### SHORT EXERCISE
Identify the lines bearing the string "size" and gather them.
* * *
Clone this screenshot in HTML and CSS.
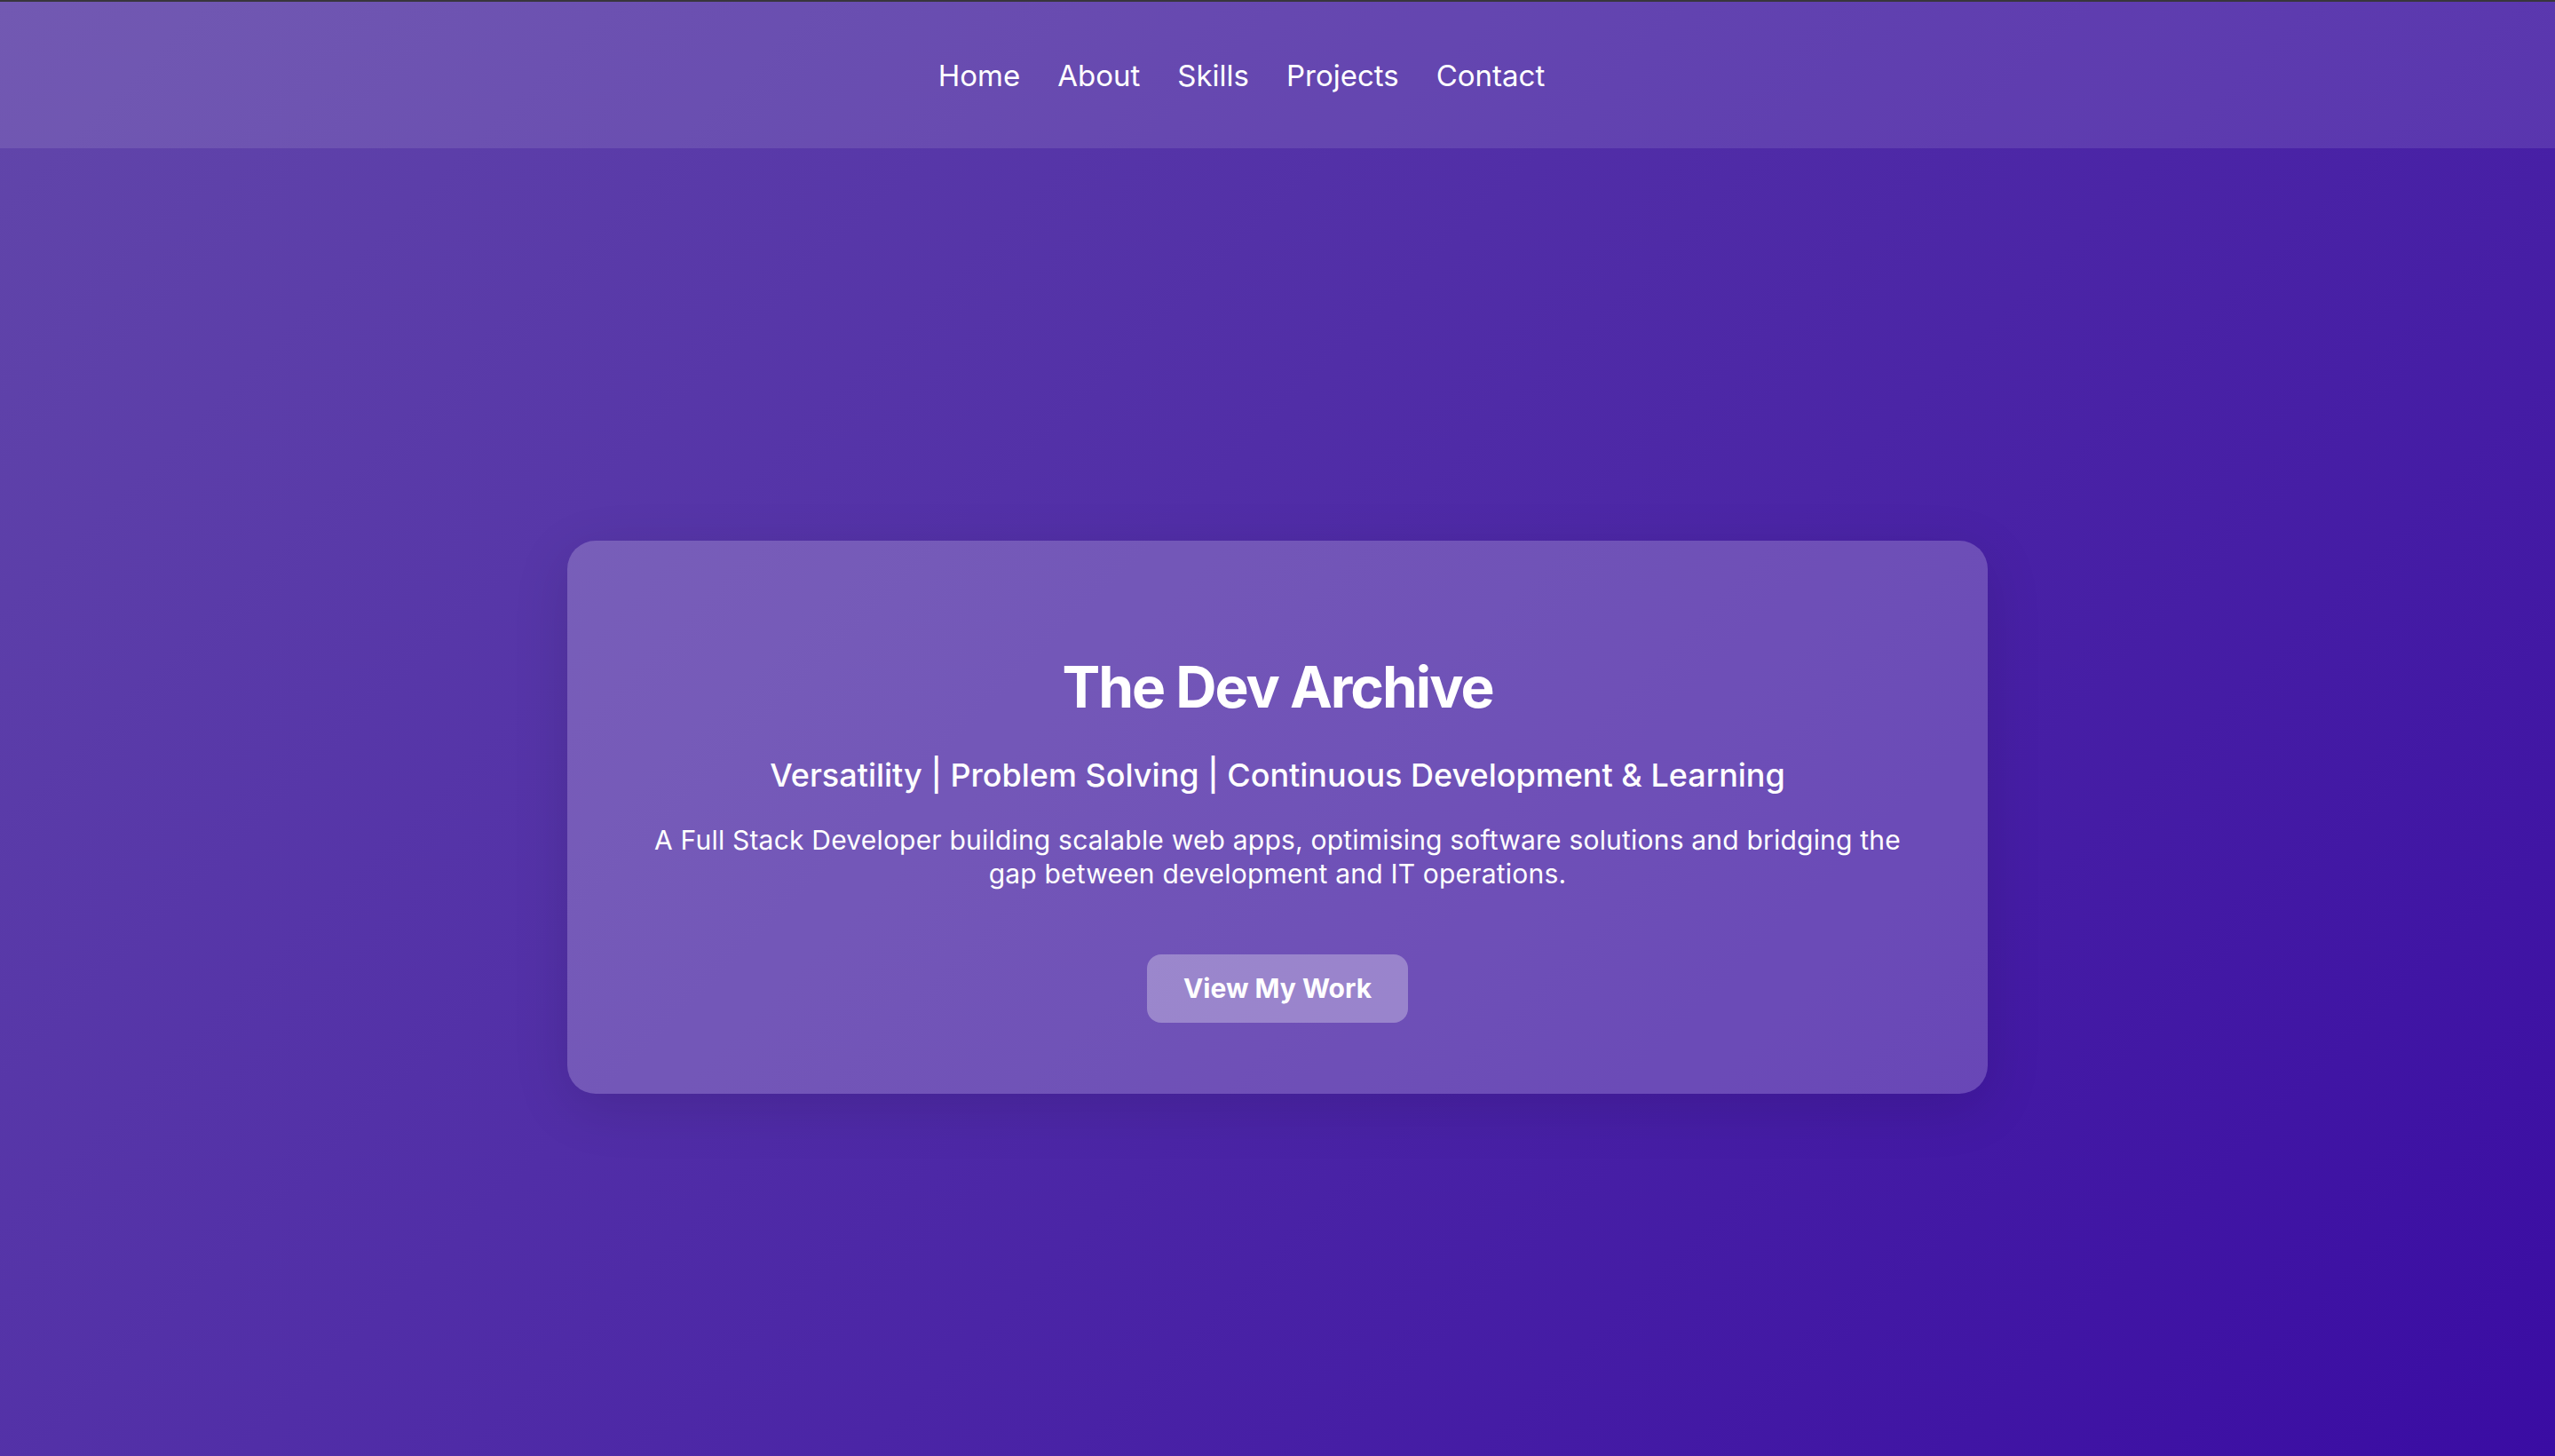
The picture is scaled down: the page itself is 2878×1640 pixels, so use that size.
FILE: index.html
```html
<!DOCTYPE html>
<html lang="en">
<head>
<meta charset="utf-8">
<title>The Dev Archive</title>
<link rel="stylesheet" href="styles.css">
</head>
<body>
<nav class="topnav">
  <ul class="nav-list">
    <li><a href="#home">Home</a></li>
    <li><a href="#about">About</a></li>
    <li><a href="#skills">Skills</a></li>
    <li><a href="#projects">Projects</a></li>
    <li><a href="#contact">Contact</a></li>
  </ul>
</nav>
<main class="hero">
  <section class="card">
    <h1 class="title">The Dev Archive</h1>
    <h2 class="subtitle">Versatility | Problem Solving | Continuous Development &amp; Learning</h2>
    <p class="intro">A Full Stack Developer building scalable web apps, optimising software solutions and bridging the gap between development and IT operations.</p>
    <a class="btn" href="#projects">View My Work</a>
  </section>
</main>
</body>
</html>
```
FILE: styles.css
```css
* { box-sizing: border-box; }
html, body { margin: 0; padding: 0; }
body {
  min-height: 1640px;
  font-family: Inter, "Noto Sans", "Liberation Sans", sans-serif;
  color: #fff;
  background: linear-gradient(135deg, #6247aa 0%, #3a0ca3 100%);
  border-top: 2px solid #38363c;
  display: flex;
  flex-direction: column;
}
.topnav {
  height: 165px;
  background: rgba(255, 255, 255, 0.1);
  display: flex;
  align-items: center;
  justify-content: center;
  padding-right: 81px;
}
.nav-list {
  list-style: none;
  margin: 0;
  padding: 0;
  display: flex;
  gap: 42px;
}
.nav-list a {
  color: #fff;
  text-decoration: none;
  font-size: 33px;
  line-height: 40px;
}
.hero {
  flex: 1;
  display: flex;
  align-items: center;
  justify-content: center;
  padding-top: 34px;
}
.card {
  width: 1600px;
  padding: 80px;
  border-radius: 32px;
  background: rgba(255, 255, 255, 0.2);
  box-shadow: 0 16px 64px rgba(0, 0, 0, 0.12);
  text-align: center;
  display: flex;
  flex-direction: column;
  align-items: center;
}
.title {
  margin: 46px 0 0;
  font-size: 64px;
  line-height: 78px;
  font-weight: 700;
  letter-spacing: -2px;
}
.subtitle {
  margin: 38px 0 0;
  font-size: 36px;
  line-height: 44px;
  font-weight: 500;
}
.intro {
  margin: 32px 0 0;
  font-size: 30px;
  line-height: 38px;
  letter-spacing: 0.2px;
}
.btn {
  margin-top: 72px;
  padding: 20px 41px;
  border-radius: 16px;
  background: rgba(255, 255, 255, 0.3);
  color: #fff;
  text-decoration: none;
  font-size: 30px;
  line-height: 37px;
  font-weight: 700;
}
```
* * *
### FULL SOLUTION
The picture is scaled down: the page itself is 2878×1640 pixels, so use that size.
  font-size: 33px;
  font-size: 64px;
  font-size: 36px;
  font-size: 30px;
  font-size: 30px;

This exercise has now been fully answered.